Symbols are often used as a metaphor, which helps your users associate familiar concepts or ideas with unfamiliar ones. But as you might be aware, there are certain metaphors that, when translated, lose their meaning.

One example of a misused symbol due to the lack of comprehensive user research is the famous case of Amazon launch in India. The company couldn’t figure out why customers in India were not using the search feature for products to buy on the homepage of the mobile site. It turned out that the magnifying glass icon was not something people associated with search in India. It made no sense in the Indian context as people thought the icon represented a ping-pong paddle.

The specific design patterns are another important factor when designing digital products. Even though there has been an increasing trend in moving towards a cleaner and minimalistic look, with more emphasis on content with explicit use of typography, these trends might not be applicable everywhere. While for the Western countries we can see an increasing trend in the adoption of minimalist design, it seems that in most Asian countries it is the other way around, as design layouts have a high density of information.

While designing for localization, some of the things that need to be considered regarding the translation of the product to the local language are the following:

Some languages are more verbose than others, meaning your design must account for text expansion and contraction in translated languages.

One way I estimate translation lengths is by using Google Spreadsheets. Using the Google Translate function, I can get machine translations in a bunch of languages at once. Within seconds, I can get a rough idea of how long the translations might be in each language.

Another aspect to consider while designing localized sites is the language structure. Most languages read from left to right but there are a number of languages that read from right to left. For these cases, just doing a text translation is not enough, and aspects such as placement of design elements and controls must be taken into consideration.

There is a bit of science when deciding on what font to use for the localisation of a digital app. We have to consider the languages we’re supporting and the special characters that they have such as diacritical marks or accents. The languages that require non-Latin characters like the Russian language, Greek language, etc. are available only in the most commonly used commercial fonts. If you decide to choose other font families or special fonts, these languages will have to use other fonts that support the corresponding characters and the final layout will look different from the English or the original version.

Example of how the “lookfantastic” website did not consider fonts that support diacritical marks required in the Romanian language.

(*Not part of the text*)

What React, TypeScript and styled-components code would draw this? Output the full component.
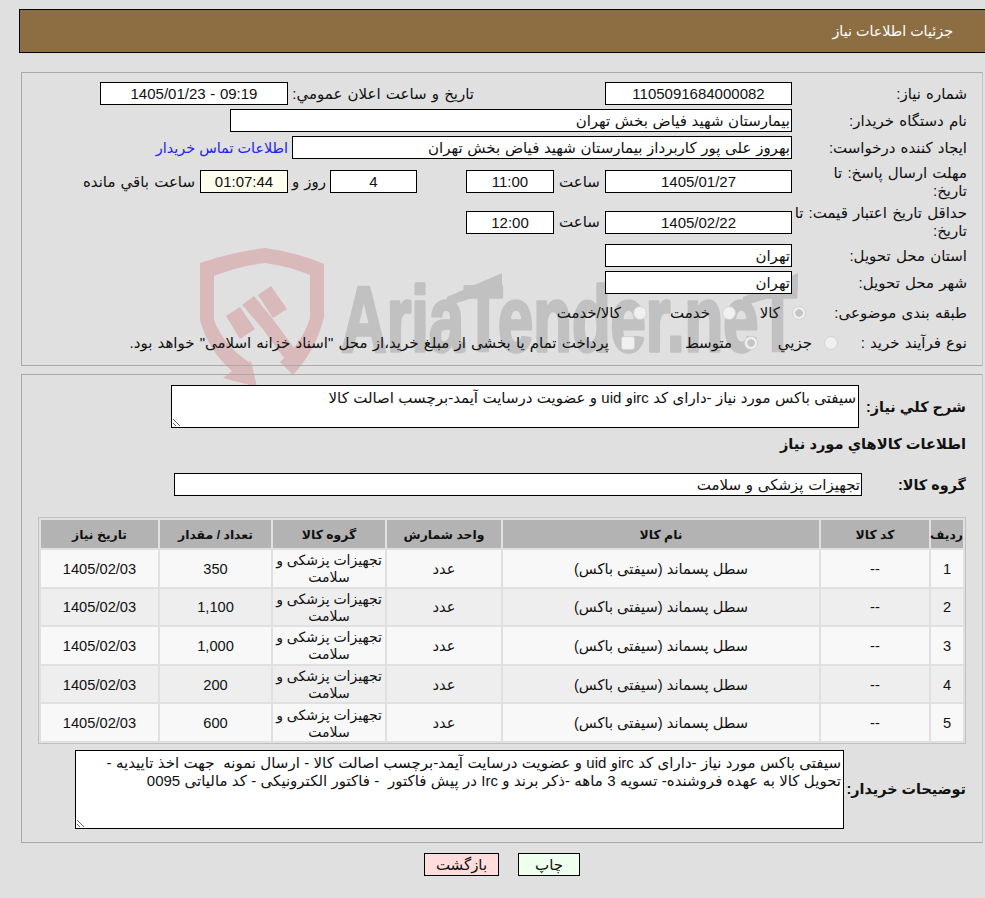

Last but not least, a lot of care should be taken with small details. A successfully localized website is one that appears to have been developed locally, even if it wasn’t. In order to make your product successful, don’t forget to pay attention to details such as:

  • Date format: DD/MM/YYYY vs. MM/DD/YYYY
  • Units of measurement:: Be mindful of the type of measurement units being used in that country
  • Time: 12-hours vs. 24-hours
  • Currency: Pay attention to conversions and formats
  • Phone numbers : Different formatting around the world
  • National holidays: Holidays are country and region-specific

Designing for international markets can be tough — especially when you’re a foreigner with no familiarity with that certain cultural background. There are many cultural dimensions that influence these perceptions, which in turn, influence your users’ decision-making as well. The extent to which each cultural dimension influences your users’ perception of your UX is not always constant though. And this makes it even more challenging to design localised UX and also, builds a stronger case for cross-cultural awareness in design. But, with intense research and usability testing, you can design better experiences and bypass our cultural nuances.